Q: What is the difference between a school teacher and a steam locomotive?
A: The school teacher tells you to spit out your gum, while the locomotive says "Choo Choo Choo!"
Q: What wobbles when it flies?
A: A jellicopter!
Q: What do you call a train that eats toffee?
A: A chew, chew train.
Q: Why is the railroad angry?
A: Because people are always crossing it!
Q: Why can't the engineer be electrocuted?
A: Because he's not a conductor!
Q: Why can't a steam locomotive sit down?
A: Because it has a tender behind
Q: How many conductors does it take to change a light bulb?
A: Only one, but to no avail. He first punches a hole in the new bulb.
Two blondes were walking through the woods and they came to some tracks.
The first blonde said: "These look like deer tracks."
And the other one said: "No they look like moose tracks."
They argued and argued for a while and they were still arguing when the train hit them.
In a train compartment, there are 3 men and a young woman. The four passengers join in conversation, which very soon turns to the erotic. Then, the young woman proposes, "If each of you will give me $1.00, I will show you my legs."
The men, charmed by this young college girl, all pull a buck out of their wallet. And then the girl pulls up her dress a bit to show her legs. Then she says, "If each of you gentlemen will give me $10.00, I'll show you my thighs,".
And men being what they are, they all pull out a ten dollar bill. The girl pulls up her dress all the way to her legs in full.
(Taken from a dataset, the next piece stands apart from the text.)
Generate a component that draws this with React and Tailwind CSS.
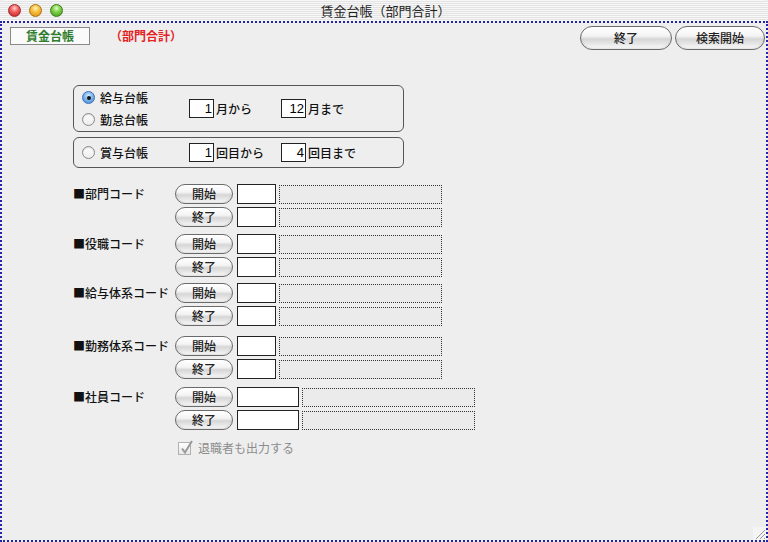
import React from 'react';

const jp = { fontFamily: '"Noto Sans CJK JP", "Liberation Sans", sans-serif' };

function AquaButton({ children, className = '' }) {
  return (
    <div
      className={`flex items-center justify-center rounded-full border border-[#6a6a6a] bg-[linear-gradient(180deg,#ffffff_0%,#f4f4f4_40%,#d6d6d6_55%,#e9e9e9_80%,#ffffff_100%)] shadow-[inset_0_1px_1px_rgba(255,255,255,0.9),inset_0_-1px_2px_rgba(0,0,0,0.12)] text-[12px] font-medium text-[#222] ${className}`}
    >
      {children}
    </div>
  );
}

function Radio({ checked }) {
  if (checked) {
    return (
      <div className="w-[13px] h-[13px] rounded-full border border-[#3d6fb8] bg-[radial-gradient(circle_at_50%_35%,#d6ecff_0%,#7fb6ec_45%,#3a84d6_100%)] flex items-center justify-center">
        <div className="w-[4px] h-[4px] rounded-full bg-[#111]" />
      </div>
    );
  }
  return (
    <div className="w-[13px] h-[13px] rounded-full border border-[#8a8a8a] bg-[linear-gradient(180deg,#ffffff,#ececec)] shadow-[inset_0_1px_1px_rgba(0,0,0,0.15)]" />
  );
}

function NumBox({ value, className = '' }) {
  return (
    <div
      className={`h-[19px] w-[25px] border border-[#222] bg-white flex items-center justify-end pr-[1px] text-[13px] font-normal text-black ${className}`}
      style={{ fontFamily: '"Liberation Sans", sans-serif' }}
    >
      {value}
    </div>
  );
}

function CodeSection({ label, wide, className = '' }) {
  const inputW = wide ? 'w-[62px]' : 'w-[39px]';
  const fieldW = wide ? 'w-[173px]' : 'w-[163px]';
  return (
    <div className={`flex ${className}`}>
      <div className="w-[102px] h-[20px] flex items-center text-[12px] font-medium text-[#111]">
        ■{label}
      </div>
      <div className="flex flex-col gap-[3px]">
        {['開始', '終了'].map((t) => (
          <div key={t} className="flex items-center h-[20px]">
            <AquaButton className="w-[58px] h-[20px]">{t}</AquaButton>
            <div className={`ml-[4px] h-[20px] ${inputW} border border-[#222] bg-white`} />
            <div className={`ml-[3px] h-[19px] ${fieldW} border border-dotted border-[#333] bg-[#ebebeb]`} />
          </div>
        ))}
      </div>
    </div>
  );
}

export default function App() {
  return (
    <div className="w-[768px] h-[542px] flex flex-col bg-[#eeeeee] overflow-hidden" style={jp}>
      {/* title bar */}
      <div className="relative h-[21px] shrink-0 flex items-center bg-[repeating-linear-gradient(180deg,#f7f7f7_0px,#f7f7f7_1px,#e4e4e4_1px,#e4e4e4_2px)] rounded-t-[5px]">
        <div className="flex items-center gap-[8px] pl-[8px]">
          <div className="w-[13px] h-[13px] rounded-full border border-[#9c2a2a] bg-[radial-gradient(circle_at_50%_30%,#ffd0d0_0%,#f06060_40%,#c41818_100%)]" />
          <div className="w-[13px] h-[13px] rounded-full border border-[#a87010] bg-[radial-gradient(circle_at_50%_30%,#fff2c0_0%,#f8c040_40%,#d88a08_100%)]" />
          <div className="w-[13px] h-[13px] rounded-full border border-[#3f7a18] bg-[radial-gradient(circle_at_50%_30%,#e0ffc8_0%,#7ed04a_40%,#3e9a14_100%)]" />
        </div>
        <div className="flex-1 text-center text-[13px] text-[#222] pr-[60px]">賃金台帳（部門合計）</div>
      </div>

      {/* content */}
      <div className="relative flex-1 border-2 border-dotted border-[#2424a8] bg-[#eeeeee]">
        {/* header row */}
        <div className="flex items-start pt-[3px] pl-[8px] pr-[1px]">
          <div className="mt-[1px] w-[80px] h-[18px] border border-[#8a8a8a] bg-[#fafafa] flex items-center justify-center text-[12px] font-bold text-[#2f7d2f]">
            賃金台帳
          </div>
          <div className="mt-[1px] ml-[20px] h-[18px] flex items-center text-[12px] font-bold text-[#e52222]">
            （部門合計）
          </div>
          <div className="flex-1" />
          <AquaButton className="w-[92px] h-[24px]">終了</AquaButton>
          <AquaButton className="ml-[3px] w-[90px] h-[24px]">検索開始</AquaButton>
        </div>

        <div className="ml-[71px] mt-[35px] flex flex-col">
          {/* box 1 */}
          <div className="w-[331px] h-[47px] border border-[#555] rounded-[6px] flex items-center text-[12px] font-medium text-[#111]">
            <div className="w-[115px] pl-[8px] flex flex-col gap-[1px]">
              <div className="h-[21px] flex items-center gap-[5px]">
                <Radio checked />
                給与台帳
              </div>
              <div className="h-[21px] flex items-center gap-[5px]">
                <Radio />
                勤怠台帳
              </div>
            </div>
            <div className="w-[92px] flex items-center">
              <NumBox value="1" />
              <span className="ml-[2px]">月から</span>
            </div>
            <div className="flex items-center">
              <NumBox value="12" />
              <span className="ml-[2px]">月まで</span>
            </div>
          </div>

          {/* box 2 */}
          <div className="mt-[5px] w-[331px] h-[31px] border border-[#555] rounded-[6px] flex items-center text-[12px] font-medium text-[#111]">
            <div className="w-[115px] pl-[8px] h-[21px] flex items-center gap-[5px]">
              <Radio />
              賞与台帳
            </div>
            <div className="w-[92px] flex items-center">
              <NumBox value="1" className="h-[18px] w-[24px]" />
              <span className="ml-[2px]">回目から</span>
            </div>
            <div className="flex items-center">
              <NumBox value="4" className="h-[18px] w-[24px]" />
              <span className="ml-[2px]">回目まで</span>
            </div>
          </div>

          {/* code sections */}
          <CodeSection label="部門コード" className="mt-[16px]" />
          <CodeSection label="役職コード" className="mt-[7px]" />
          <CodeSection label="給与体系コード" className="mt-[6px]" />
          <CodeSection label="勤務体系コード" className="mt-[10px]" />
          <CodeSection label="社員コード" wide className="mt-[8px]" />

          <div className="mt-[9px] ml-[105px] flex items-center gap-[7px] text-[12px] text-[#8c8c8c]">
            <div className="relative w-[13px] h-[13px] border border-[#b0b0b0] bg-[linear-gradient(180deg,#ffffff,#e8e8e8)]">
              <svg className="absolute left-[1px] -top-[3px]" width="13" height="15" viewBox="0 0 13 15">
                <path d="M2 8.5 L5 12.5 L12 1" fill="none" stroke="#9a9a9a" strokeWidth="2" />
              </svg>
            </div>
            退職者も出力する
          </div>
        </div>

        {/* resize grip */}
        <svg className="absolute right-0 bottom-0" width="13" height="13" viewBox="0 0 13 13">
          <rect width="13" height="13" fill="#f4f4f4" />
          <path d="M12 3 L3 12 M12 7 L7 12 M12 11 L11 12" stroke="#9a9a9a" strokeWidth="1" />
        </svg>
      </div>
    </div>
  );
}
Conversation continues, and the men, a bit excited, have all taken off their coats. Then the young girl says, "If you will give me $100, I will show you where I was operated on for appendicitis."
All three fork over the money. The girl then turned to the window and points outside at a building they're passing. "See there in the distance. That's the hospital where I had it done!"
A man and his wife check into a hotel. The husband wants to have a drink at the bar, but his wife is extremely tired so she decides to go on up to their room to rest.
She lies down on the bed... just then, and elevated train passes by very close to the window and shakes the room so hard she's thrown out of the bed.
Thinking this must be a freak occurrence, she lies down once more. Again a train shakes the room so violently, she's pitched to the floor.
Exasperated, she calls the front desk, asks for the manager. The manager says he'll be right up.
The manager is skeptical but the wife insists the story is true. "Look... lie here on the bed -- you'll be thrown right to the floor!" So he lies down next to the wife.
Just then the husband walks in. "What," he says, "are you doing here!?!"
The manager calmly replies, "Would you believe I'm waiting for a train?"
At a station stop, the railroad's president walked up to the locomotive and spoke to the engineer.
"You were going 65 mph and the speed limit is only 60 mph, I saw it myself on the speedometer in the business car!"
After a heated exchange, the engineer finally said "You couldn't possibly have been going 65, my speedometer said 60 mph and we never saw you go by us!"
Two drunks were walking upgrade between the railroad tracks.
One of them said, "This is is longest stairway I have ever been on."
To this, the other replied, "It's not the stairs that bother me, it's the low banister."